Low-temperature, organics-free sintering of nanoporous copper for reliable, high-temperature and high-power die-attach interconnections
Conference
Mohan, K, Shahane, N, Raj, PM et al. (2017). Low-temperature, organics-free sintering of nanoporous copper for reliable, high-temperature and high-power die-attach interconnections
. 3083-3090. 10.1109/APEC.2017.7931137
Mohan, K, Shahane, N, Raj, PM et al. (2017). Low-temperature, organics-free sintering of nanoporous copper for reliable, high-temperature and high-power die-attach interconnections
. 3083-3090. 10.1109/APEC.2017.7931137
A novel die-attach joining technique based on low-temperature film sintering of nanoporous Cu is demonstrated.

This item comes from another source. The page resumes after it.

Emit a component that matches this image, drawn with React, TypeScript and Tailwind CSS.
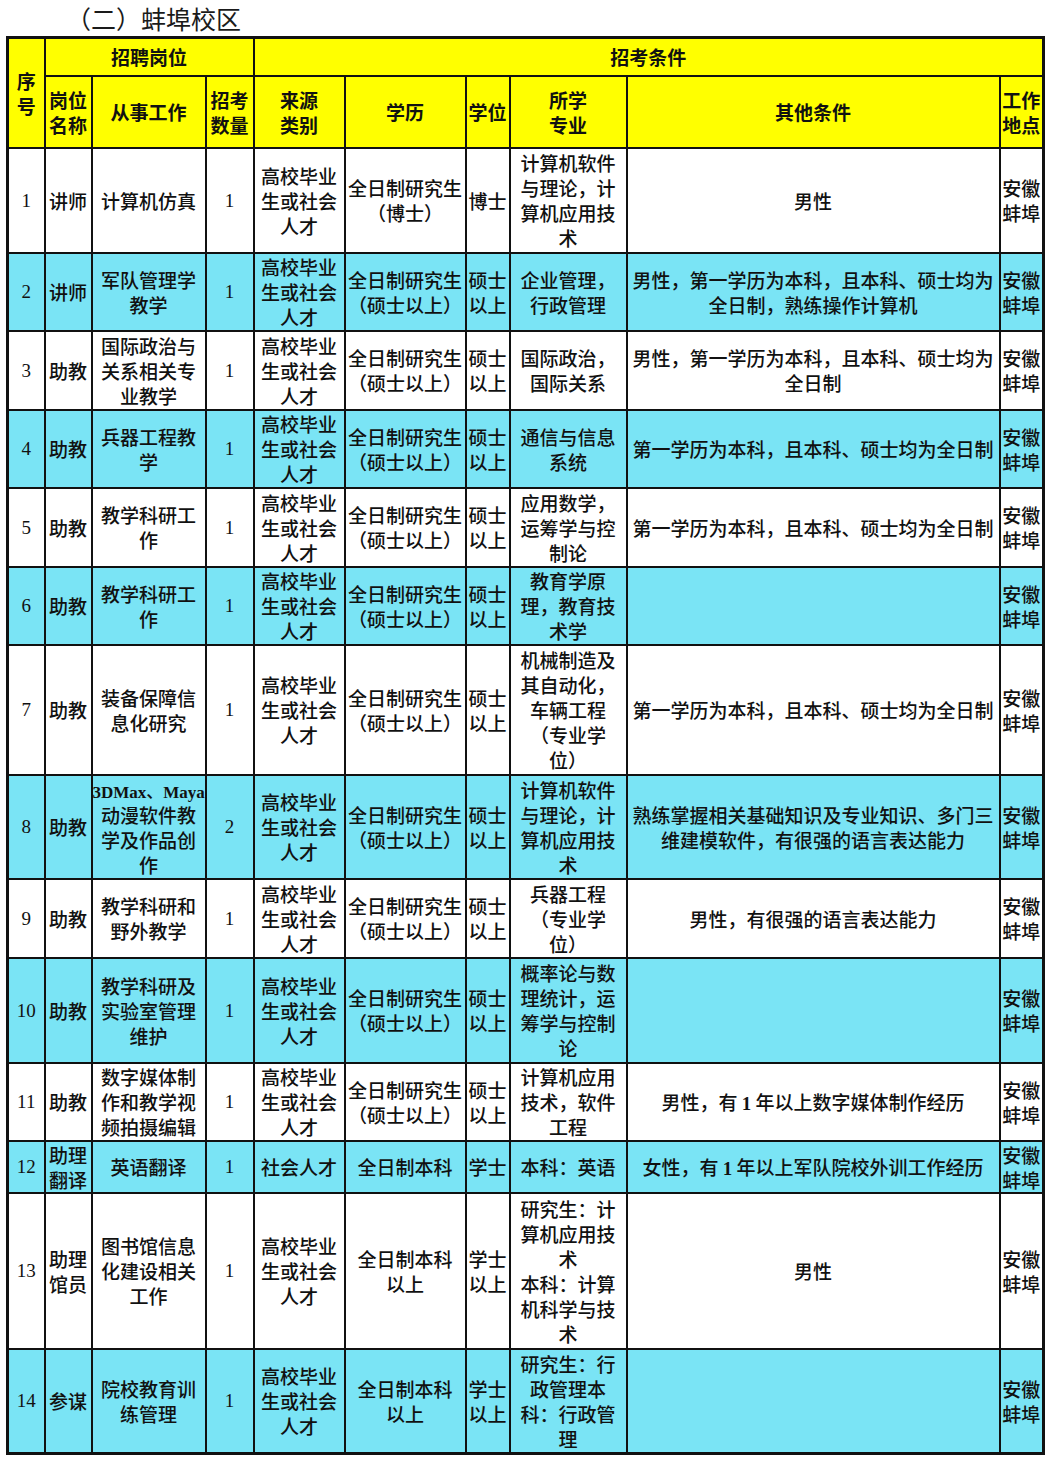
import React from "react";

type Row = {
  n: string;
  pos: string[];
  work: React.ReactNode[];
  cnt: string;
  src: string[];
  edu: string[];
  deg: string[];
  major: string[];
  other: React.ReactNode[];
  h: string;
  cyan: boolean;
};

const GX = ["高校毕业", "生或社会", "人才"];
const YJS = ["全日制研究生", "（硕士以上）"];
const SS = ["硕士", "以上"];
const AH = ["安徽", "蚌埠"];

const rows: Row[] = [
  { n: "1", pos: ["讲师"], work: ["计算机仿真"], cnt: "1", src: GX, edu: ["全日制研究生", "（博士）"], deg: ["博士"], major: ["计算机软件", "与理论，计", "算机应用技", "术"], other: ["男性"], h: "h-[105px]", cyan: false },
  { n: "2", pos: ["讲师"], work: ["军队管理学", "教学"], cnt: "1", src: GX, edu: YJS, deg: SS, major: ["企业管理，", "行政管理"], other: ["男性，第一学历为本科，且本科、硕士均为", "全日制，熟练操作计算机"], h: "h-[78px]", cyan: true },
  { n: "3", pos: ["助教"], work: ["国际政治与", "关系相关专", "业教学"], cnt: "1", src: GX, edu: YJS, deg: SS, major: ["国际政治，", "国际关系"], other: ["男性，第一学历为本科，且本科、硕士均为", "全日制"], h: "h-[79px]", cyan: false },
  { n: "4", pos: ["助教"], work: ["兵器工程教", "学"], cnt: "1", src: GX, edu: YJS, deg: SS, major: ["通信与信息", "系统"], other: ["第一学历为本科，且本科、硕士均为全日制"], h: "h-[78px]", cyan: true },
  { n: "5", pos: ["助教"], work: ["教学科研工", "作"], cnt: "1", src: GX, edu: YJS, deg: SS, major: ["应用数学，", "运筹学与控", "制论"], other: ["第一学历为本科，且本科、硕士均为全日制"], h: "h-[79px]", cyan: false },
  { n: "6", pos: ["助教"], work: ["教学科研工", "作"], cnt: "1", src: GX, edu: YJS, deg: SS, major: ["教育学原", "理，教育技", "术学"], other: [], h: "h-[78px]", cyan: true },
  { n: "7", pos: ["助教"], work: ["装备保障信", "息化研究"], cnt: "1", src: GX, edu: YJS, deg: SS, major: ["机械制造及", "其自动化，", "车辆工程", "（专业学", "位）"], other: ["第一学历为本科，且本科、硕士均为全日制"], h: "h-[130px]", cyan: false },
  { n: "8", pos: ["助教"], work: [<span key="m" className="font-['Liberation_Serif'] text-[17px] leading-[25px] font-bold">3DMax<span className="font-['Noto_Sans_CJK_SC'] font-medium text-[17px] leading-[25px]">、</span>Maya</span>, "动漫软件教", "学及作品创", "作"], cnt: "2", src: GX, edu: YJS, deg: SS, major: ["计算机软件", "与理论，计", "算机应用技", "术"], other: ["熟练掌握相关基础知识及专业知识、多门三", "维建模软件，有很强的语言表达能力"], h: "h-[104px]", cyan: true },
  { n: "9", pos: ["助教"], work: ["教学科研和", "野外教学"], cnt: "1", src: GX, edu: YJS, deg: SS, major: ["兵器工程", "（专业学", "位）"], other: ["男性，有很强的语言表达能力"], h: "h-[79px]", cyan: false },
  { n: "10", pos: ["助教"], work: ["教学科研及", "实验室管理", "维护"], cnt: "1", src: GX, edu: YJS, deg: SS, major: ["概率论与数", "理统计，运", "筹学与控制", "论"], other: [], h: "h-[105px]", cyan: true },
  { n: "11", pos: ["助教"], work: ["数字媒体制", "作和教学视", "频拍摄编辑"], cnt: "1", src: GX, edu: YJS, deg: SS, major: ["计算机应用", "技术，软件", "工程"], other: [<span key="o">男性，有 <span className="font-['Liberation_Serif'] font-bold">1</span> 年以上数字媒体制作经历</span>], h: "h-[78px]", cyan: false },
  { n: "12", pos: ["助理", "翻译"], work: ["英语翻译"], cnt: "1", src: ["社会人才"], edu: ["全日制本科"], deg: ["学士"], major: ["本科：英语"], other: [<span key="o">女性，有 <span className="font-['Liberation_Serif'] font-bold">1</span> 年以上军队院校外训工作经历</span>], h: "h-[52px]", cyan: true },
  { n: "13", pos: ["助理", "馆员"], work: ["图书馆信息", "化建设相关", "工作"], cnt: "1", src: GX, edu: ["全日制本科", "以上"], deg: ["学士", "以上"], major: ["研究生：计", "算机应用技", "术", "本科：计算", "机科学与技", "术"], other: ["男性"], h: "h-[156px]", cyan: false },
  { n: "14", pos: ["参谋"], work: ["院校教育训", "练管理"], cnt: "1", src: GX, edu: ["全日制本科", "以上"], deg: ["学士", "以上"], major: ["研究生：行", "政管理本", "科：行政管", "理"], other: [], h: "h-[105px]", cyan: true },
];

const Lines = ({ l }: { l: React.ReactNode[] }) => (
  <>
    {l.map((x, i) => (
      <div key={i} className="h-[25px] leading-[25px] overflow-visible">{x}</div>
    ))}
  </>
);

const cell = "border-2 border-[#111] text-center align-middle p-0 whitespace-nowrap";

export default function App() {
  return (
    <div className="w-[1049px] h-[1459px] bg-white text-[#111] font-['Noto_Sans_CJK_SC',sans-serif]">
      <div className="h-[36px] pl-[66px] text-[25px] leading-[37px] text-[#1a1a1a]">（二）蚌埠校区</div>
      <table className="ml-[6px] w-[1036px] table-fixed border-collapse border-[3px] border-[#111] text-[19px] leading-[25px] font-medium">
        <colgroup>
          <col className="w-[37px]" />
          <col className="w-[47px]" />
          <col className="w-[114px]" />
          <col className="w-[48px]" />
          <col className="w-[91px]" />
          <col className="w-[121px]" />
          <col className="w-[44px]" />
          <col className="w-[117px]" />
          <col className="w-[373px]" />
          <col className="w-[44px]" />
        </colgroup>
        <thead>
          <tr className="h-[38px] bg-[#ffff00] font-bold">
            <th rowSpan={2} className={cell + " font-bold"}>
              <Lines l={["序", "号"]} />
            </th>
            <th colSpan={3} className={cell + " font-bold"}>招聘岗位</th>
            <th colSpan={6} className={cell + " font-bold"}>招考条件</th>
          </tr>
          <tr className="h-[72px] bg-[#ffff00]">
            <th className={cell + " font-bold"}><Lines l={["岗位", "名称"]} /></th>
            <th className={cell + " font-bold"}>从事工作</th>
            <th className={cell + " font-bold"}><Lines l={["招考", "数量"]} /></th>
            <th className={cell + " font-bold"}><Lines l={["来源", "类别"]} /></th>
            <th className={cell + " font-bold"}>学历</th>
            <th className={cell + " font-bold"}>学位</th>
            <th className={cell + " font-bold"}><Lines l={["所学", "专业"]} /></th>
            <th className={cell + " font-bold"}>其他条件</th>
            <th className={cell + " font-bold"}><Lines l={["工作", "地点"]} /></th>
          </tr>
        </thead>
        <tbody>
          {rows.map((r) => (
            <tr key={r.n} className={r.h + " " + (r.cyan ? "bg-[#7ae4f5]" : "bg-white")}>
              <td className={cell + " font-['Liberation_Serif'] text-[19px]"}>{r.n}</td>
              <td className={cell}><Lines l={r.pos} /></td>
              <td className={cell}><Lines l={r.work} /></td>
              <td className={cell + " font-['Liberation_Serif'] text-[19px]"}>{r.cnt}</td>
              <td className={cell}><Lines l={r.src} /></td>
              <td className={cell}><Lines l={r.edu} /></td>
              <td className={cell}><Lines l={r.deg} /></td>
              <td className={cell}><Lines l={r.major} /></td>
              <td className={cell}><Lines l={r.other} /></td>
              <td className={cell}><Lines l={AH} /></td>
            </tr>
          ))}
        </tbody>
      </table>
    </div>
  );
}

Nanoporous Cu films are proposed as a low-cost replacement of nano-sintering pastes with the following benefits: (i) synthesis by electrochemical dealloying, compatible with standard lithography processes; (ii) no organic content to minimize risks of voiding and corrosion; and (iii) controllable physical properties post sintering through tailorable initial nanostructure and morphology. As a first proof-of-concept, thin films of nanoporous Cu with 25-50nm feature size and ∼60% relative density were synthesized by dealloying of Cu-Si films. The nanoporous Cu films were then sintered on bulk Cu metallizations at temperatures of 200-250°C for 5-15min with an applied pressure of 6-9MPa, in reducing atmosphere. A maximum shear strength of 4.2kgf was achieved and analysis of the fracture profiles showed failure through the sintered joints, confirming strong metallurgical bonding to bulk Cu. Cross-sections of joints formed at 200°C and 250°C-15min observed by SEM showed relative density as high as 85%, achieved for the first time with sintered copper.